58. We do not propose to refer to tha various passages in the book "Munaqibe Ahle Bait" to which objection has been taken in the impugned notification. In the introduction to the said book, it has been specifically stated that it was being written to controvert the erroneous teachings propounded in the book by one Mahmood Ahmad Abbasi which is entitled as "Khilafate Muavia wa Yazid." The aforseaid work of Mahmood Ahmad Abbasi was itself proscribed by a notification issued under Section 99-A of the Code of Criminal Procedure, 1898. The validity of the said notification came in for consideration before the Delhi High Court in Mahomed Khalid (supra).
59. We have very carefully examined the different passages of the book "Munaqibe Ahle Bait", which are considered by the State Government as objectionable, and we are of the opinion that they do not contain any matter which may be characterised as written in bad taste or couched in offensive or intemperate language.
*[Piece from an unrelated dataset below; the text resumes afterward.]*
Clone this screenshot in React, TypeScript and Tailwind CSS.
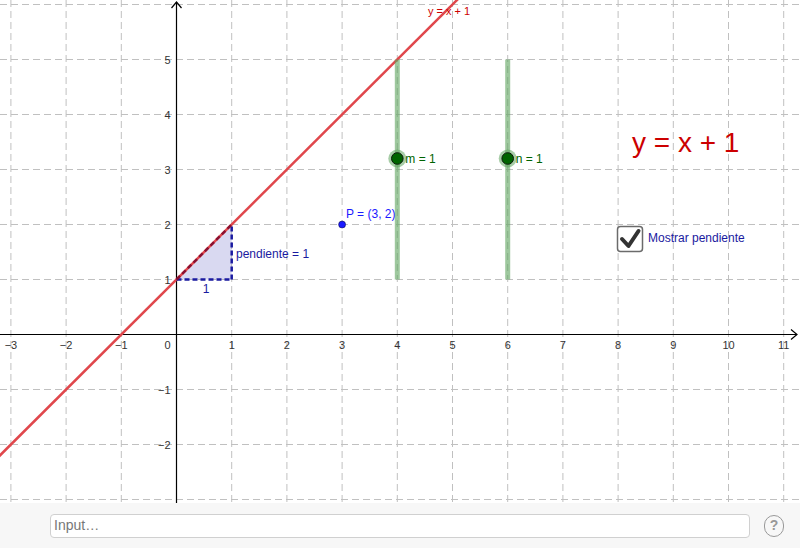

On the principles of law discussed above, the publication of this book cannot be said to be a criminal act which may be punishable under Section 153A of the Indian Penal Code.
60. In view of our findings, the notification of the State Government dated June 28, 1977 is liable to be quashed.
61. The result is that this petition succeeds and is hereby allowed. The notification No. 6694-p/VIII-6-1196-76 dated June 28, 1977, issued by the State Government under Section 95 of the Code of Criminal Procedure, 1973, is hereby quashed. We make no order as to costs.